Mr Cummings said many under-estimated the value of the resources sector, which was not just confined to the $150 million fly-in, fly-out sector, and was worth at least $900 million a year. He said FIFO was contributing $150 million while the value of products and services to Freeport Indonesia, Weipa and Papua New Guinea was worth $600 million.
Mr Cummings said the region’s resources, including base metals west of the Tableland, coal in the Laura basin and bauxite, silica sands and kaolin on Cape York, were third behind northwest Queensland and central Queensland.
Mr Carr said the property market was in for a "long, slow haul" which would take at least 12 months. He said the economy was improving, rental vacancies were tightening, providing the opportunity for investors to re-enter the residential market, and homes were "very affordable". "Improved buyer confidence is the key (for a revival of the property market)," Mr Carr said.
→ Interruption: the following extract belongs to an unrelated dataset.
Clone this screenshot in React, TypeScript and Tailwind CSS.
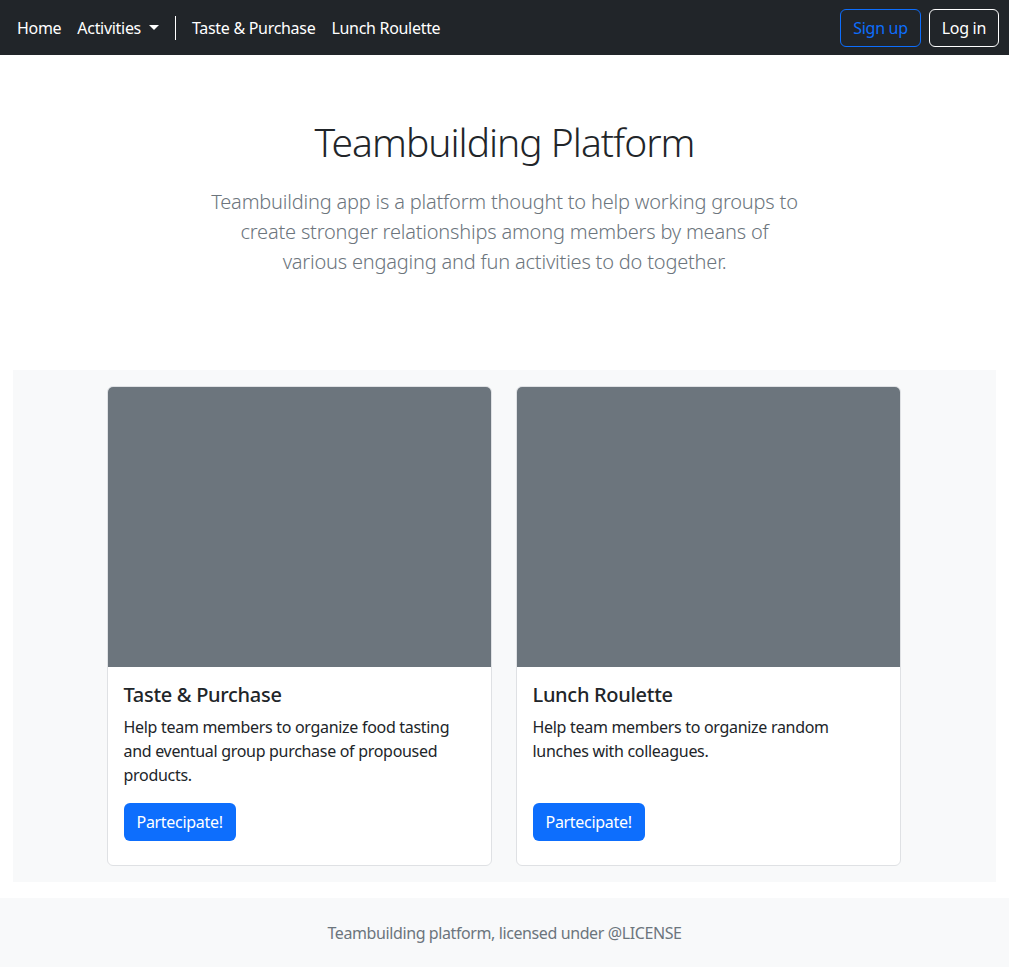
import React from "react";

const activities = [
  {
    title: "Taste & Purchase",
    text: "Help team members to organize food tasting and eventual group purchase of propoused products.",
  },
  {
    title: "Lunch Roulette",
    text: "Help team members to organize random lunches with colleagues.",
  },
];

export default function App() {
  return (
    <div className="min-h-[967px] bg-white text-[#212529] font-['Noto_Sans',sans-serif] tracking-[-0.3px]">
      {/* Navbar */}
      <nav className="h-[55px] bg-[#212529] flex items-center justify-between pl-[17px] pr-[10px]">
        <div className="flex items-center text-white text-base">
          <a className="mr-[16px]">Home</a>
          <a className="flex items-center">
            Activities
            <span className="ml-[8px] w-0 h-0 border-l-[5px] border-r-[5px] border-t-[5px] border-l-transparent border-r-transparent border-t-white" />
          </a>
          <span className="mx-[16px] w-px h-[24px] bg-white" />
          <a className="mr-[16px]">Taste &amp; Purchase</a>
          <a>Lunch Roulette</a>
        </div>
        <div className="flex items-center gap-[8px]">
          <button className="h-[38px] px-[12px] rounded-[6px] border border-[#0d6efd] text-[#0d6efd] text-base">
            Sign up
          </button>
          <button className="h-[38px] px-[12px] rounded-[6px] border border-white text-white text-base">
            Log in
          </button>
        </div>
      </nav>

      {/* Hero */}
      <section className="pt-[63px] pb-[93px] text-center">
        <h1 className="text-[39px] leading-[48px] font-light tracking-[-1px]">Teambuilding Platform</h1>
        <p className="mt-[21px] mx-auto max-w-[592px] text-[20px] leading-[30px] font-light text-[#6c757d] tracking-[-0.2px]">
          Teambuilding app is a platform thought to help working groups to create stronger relationships among members by means of various engaging and fun activities to do together.
        </p>
      </section>

      {/* Activities */}
      <section className="mx-[13px] bg-[#f8f9fa] py-[16px]">
        <div className="flex justify-center gap-[24px] pr-[2px]">
          {activities.map((a) => (
            <div key={a.title} className="w-[385px] bg-white border border-[#dfe1e4] rounded-[6px] overflow-hidden flex flex-col">
              <div className="h-[280px] bg-[#6c757d]" />
              <div className="p-[16px] pb-[24px] flex flex-col flex-1">
                <h5 className="text-[20px] leading-[24px] font-medium mb-[8px]">{a.title}</h5>
                <p className="text-base leading-[24px] h-[72px]">{a.text}</p>
                <div className="mt-[16px]">
                  <button className="h-[38px] px-[13px] rounded-[6px] bg-[#0d6efd] text-white text-base">
                    Partecipate!
                  </button>
                </div>
              </div>
            </div>
          ))}
        </div>
      </section>

      {/* Footer */}
      <footer className="mt-[16px] h-[69px] bg-[#f8f9fa] flex items-center justify-center text-base text-[#6c757d] tracking-[-0.4px]">
        Teambuilding platform, licensed under @LICENSE
      </footer>
    </div>
  );
}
Bill Cumming's submission to the Cairns Chamber of Commerce highlights the gross neglect by the collective powers that held the levers to the prosperity of the Far North over the last 50 years.
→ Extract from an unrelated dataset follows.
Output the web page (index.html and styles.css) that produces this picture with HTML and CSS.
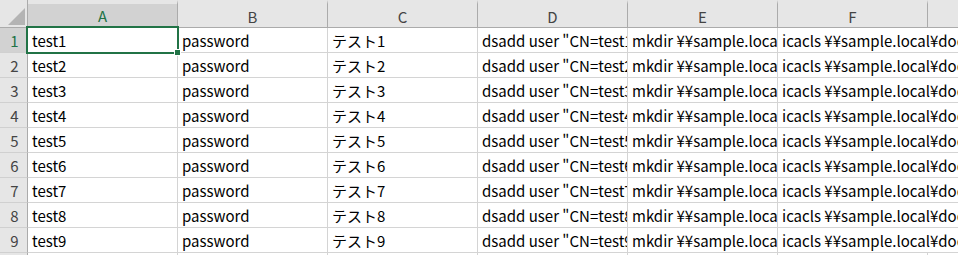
FILE: index.html
```html
<!DOCTYPE html>
<html lang="ja">
<head>
<meta charset="utf-8">
<link rel="stylesheet" href="styles.css">
</head>
<body>
<div class="sheet">
  <div class="corner"><span class="tri"></span></div>
  <div class="ch sel">A</div>
  <div class="ch">B</div>
  <div class="ch">C</div>
  <div class="ch">D</div>
  <div class="ch">E</div>
  <div class="ch">F</div>
  <div class="ch last"></div>

  <div class="rh sel">1</div><div class="c">test1</div><div class="c">password</div><div class="c">テスト1</div><div class="c">dsadd user "CN=test1,OU=Users,DC=sample,DC=local"</div><div class="c">mkdir ¥¥sample.local¥docs¥test1</div><div class="c wide">icacls ¥¥sample.local¥docs¥test1</div>
  <div class="rh">2</div><div class="c">test2</div><div class="c">password</div><div class="c">テスト2</div><div class="c">dsadd user "CN=test2,OU=Users,DC=sample,DC=local"</div><div class="c">mkdir ¥¥sample.local¥docs¥test2</div><div class="c wide">icacls ¥¥sample.local¥docs¥test2</div>
  <div class="rh">3</div><div class="c">test3</div><div class="c">password</div><div class="c">テスト3</div><div class="c">dsadd user "CN=test3,OU=Users,DC=sample,DC=local"</div><div class="c">mkdir ¥¥sample.local¥docs¥test3</div><div class="c wide">icacls ¥¥sample.local¥docs¥test3</div>
  <div class="rh">4</div><div class="c">test4</div><div class="c">password</div><div class="c">テスト4</div><div class="c">dsadd user "CN=test4,OU=Users,DC=sample,DC=local"</div><div class="c">mkdir ¥¥sample.local¥docs¥test4</div><div class="c wide">icacls ¥¥sample.local¥docs¥test4</div>
  <div class="rh">5</div><div class="c">test5</div><div class="c">password</div><div class="c">テスト5</div><div class="c">dsadd user "CN=test5,OU=Users,DC=sample,DC=local"</div><div class="c">mkdir ¥¥sample.local¥docs¥test5</div><div class="c wide">icacls ¥¥sample.local¥docs¥test5</div>
  <div class="rh">6</div><div class="c">test6</div><div class="c">password</div><div class="c">テスト6</div><div class="c">dsadd user "CN=test6,OU=Users,DC=sample,DC=local"</div><div class="c">mkdir ¥¥sample.local¥docs¥test6</div><div class="c wide">icacls ¥¥sample.local¥docs¥test6</div>
  <div class="rh">7</div><div class="c">test7</div><div class="c">password</div><div class="c">テスト7</div><div class="c">dsadd user "CN=test7,OU=Users,DC=sample,DC=local"</div><div class="c">mkdir ¥¥sample.local¥docs¥test7</div><div class="c wide">icacls ¥¥sample.local¥docs¥test7</div>
  <div class="rh">8</div><div class="c">test8</div><div class="c">password</div><div class="c">テスト8</div><div class="c">dsadd user "CN=test8,OU=Users,DC=sample,DC=local"</div><div class="c">mkdir ¥¥sample.local¥docs¥test8</div><div class="c wide">icacls ¥¥sample.local¥docs¥test8</div>
  <div class="rh">9</div><div class="c">test9</div><div class="c">password</div><div class="c">テスト9</div><div class="c">dsadd user "CN=test9,OU=Users,DC=sample,DC=local"</div><div class="c">mkdir ¥¥sample.local¥docs¥test9</div><div class="c wide">icacls ¥¥sample.local¥docs¥test9</div>
  <div class="rh"></div><div class="c"></div><div class="c"></div><div class="c"></div><div class="c"></div><div class="c"></div><div class="c"></div><div class="c"></div>

  <div class="selection"><span class="handle"></span></div>
</div>
</body>
</html>
```
FILE: styles.css
```css
html, body {
  margin: 0;
  padding: 0;
  background: #ffffff;
  overflow: hidden;
}
.sheet {
  position: relative;
  display: grid;
  grid-template-columns: 28px repeat(6, 150px) 40px;
  grid-template-rows: 28px repeat(10, 25px);
  font-family: "Noto Sans CJK JP", "Noto Sans", sans-serif;
  font-size: 15px;
  color: #000;
  width: 958px;
  height: 255px;
  overflow: hidden;
}
.corner {
  position: relative;
  background: #e6e6e6;
  border-right: 1px solid #ababab;
  border-bottom: 1px solid #ababab;
}
.tri {
  position: absolute;
  right: 2px;
  bottom: 2px;
  width: 0;
  height: 0;
  border-left: 17px solid transparent;
  border-bottom: 17px solid #b4b4b4;
}
.ch {
  background: #e6e6e6;
  border-top: 4px solid #e6e6e6;
  border-right: 1px solid #ababab;
  border-bottom: 1px solid #ababab;
  background-clip: padding-box;
  display: flex;
  align-items: center;
  justify-content: center;
  color: #444;
  font-size: 15px;
  box-sizing: border-box;
  padding-top: 1px;
}
.ch.last {
  border-right: none;
}
.ch.sel {
  background: #d2d2d2;
  border-bottom: 2px solid #217346;
  color: #217346;
}
.rh {
  background: #e6e6e6;
  border-right: 1px solid #ababab;
  border-bottom: 1px solid #d0d0d0;
  display: flex;
  align-items: center;
  justify-content: center;
  color: #444;
  box-sizing: border-box;
  padding-left: 2px;
}
.rh.sel {
  background: #d2d2d2;
  color: #217346;
}
.c {
  border-right: 1px solid #d4d4d4;
  border-bottom: 1px solid #d4d4d4;
  box-sizing: border-box;
  white-space: nowrap;
  overflow: hidden;
  padding: 0 0 0 4px;
  display: flex;
  align-items: center;
}
.c.wide {
  grid-column: span 2;
  border-right: none;
}
.selection {
  position: absolute;
  left: 26px;
  top: 26px;
  width: 153px;
  height: 28px;
  border: 2px solid #217346;
  box-sizing: border-box;
}
.handle {
  position: absolute;
  right: -4px;
  bottom: -4px;
  width: 5px;
  height: 5px;
  background: #217346;
  border: 1px solid #ffffff;
}
```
Agriculture from the moment that man walked upright has been a fundamental building block of an enduring community. Everything else stems from it. Nations and communities that abandon the essence of agriculture do so at their own peril as history shows.
The Far North is no different. Agriculture has been the essential building block of the Cairns region. Tourism, mining and the service industry have developed since and as a consequence. The tourism sector developed because of the Far North's natural attributes and the service industry to service the expanding tourism sector as well as other industries.
Government of all persuasion since the 1960s have placed greater emphasis on all things except agriculture and have basically with drawn from a planned economy.
It was the Hanlon/Gair Labor Governments in the 1950s that did the planning on the major public infrastructure of the Far North. Tinaroo Dam, Barron Gorge hydro station, the Tully River dam and hydro plant. Indeed the Far North led Queensland in the 1950/1960s when it came to public infrastructure and forward planning. The region's growth occurred thereafter and as a result.
However, since then there has been no injection of public funding of such magnitude or planning to safeguard, nurture and promote agriculture. It has been left to private enterprise to do all the heavy lifting and as such the State has withdrawn from traditional state/nation building.
Over the ensuing years various community groups have taken up the cause of agriculture but the focus has been less than targeted and certainly less than persistent. While government has chosen to place emphasis on tourism, mining and the service industry, agriculture has lost its place in the pecking order.
If the Far North is serious about restoring agriculture as a significant contributor to the wealth of the Far North then it should place emphasis on the following:
· funding and construction of the Nullinga Dam at Dimbulah,
· quarantining of prime agricultural lands on the coast littoral strip and the Atherton/Evelyn Tablelands via Government planning instruments,
· in lieu, housing development to be encouraged on less than prime agricultural land between Mareeba, Kuranda and Mt Molly triangle,
· the upgrading of the Kuranda Range to facilitate development and provide an efficient road network between Mareeba and Cairns.
There are a multitude of bodies that have been set up to promote the Far North, all with their own agenda. They literally have been stumbling over each other. What is needed is a single focused voice. These bodies should all be disbanded and in their place one united organisation representing all sectors of the Cairns regional community.